So you want to have a mystery show? Well, there are only a few kinds of mystery, truth be told:
- A pure procedural, usually police based: We know what the viewpoint characters know. Favorite lurking grounds of Your Princess Is in Another Castle.
- The Fair-Play Whodunnit: You know what the Master Detective knows, and if you're smart enough, at a certain point, you can solve it ahead of him without being Genre Savvy.
- The Clueless Mystery: Not really a mystery, but shows up in mystery shows anyway. Sometimes a sign of poor writing, although sometimes it's the point of the story in question.
- The Reverse Whodunnit: Not a mystery per se, but shows up fairly frequently; also known as "Columbo-style" and a Howcatchem. When done poorly, it becomes a Conviction by Contradiction.
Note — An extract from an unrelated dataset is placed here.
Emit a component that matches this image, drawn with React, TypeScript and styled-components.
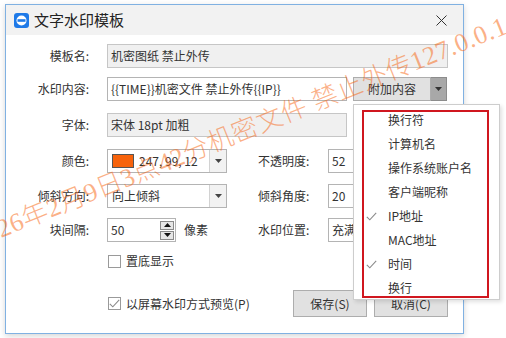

- Owen Johnson's "One hundred in the Dark" doesn't fall into any of the above. The narrator mentions the various types of mysteries, then offers his own original mystery that fulfills what he says are the obligations of a story. A priceless necklace is stolen at a dinner party. The enterprising victim, who also happens to be the hostess, comes up with a solution that manages to get her stolen property back. However, the result is that the mystery of who took it in the first place will never be solved.
Consult Father Knox's Ten Commandments for some additional insight into how classic mysteries are to be written.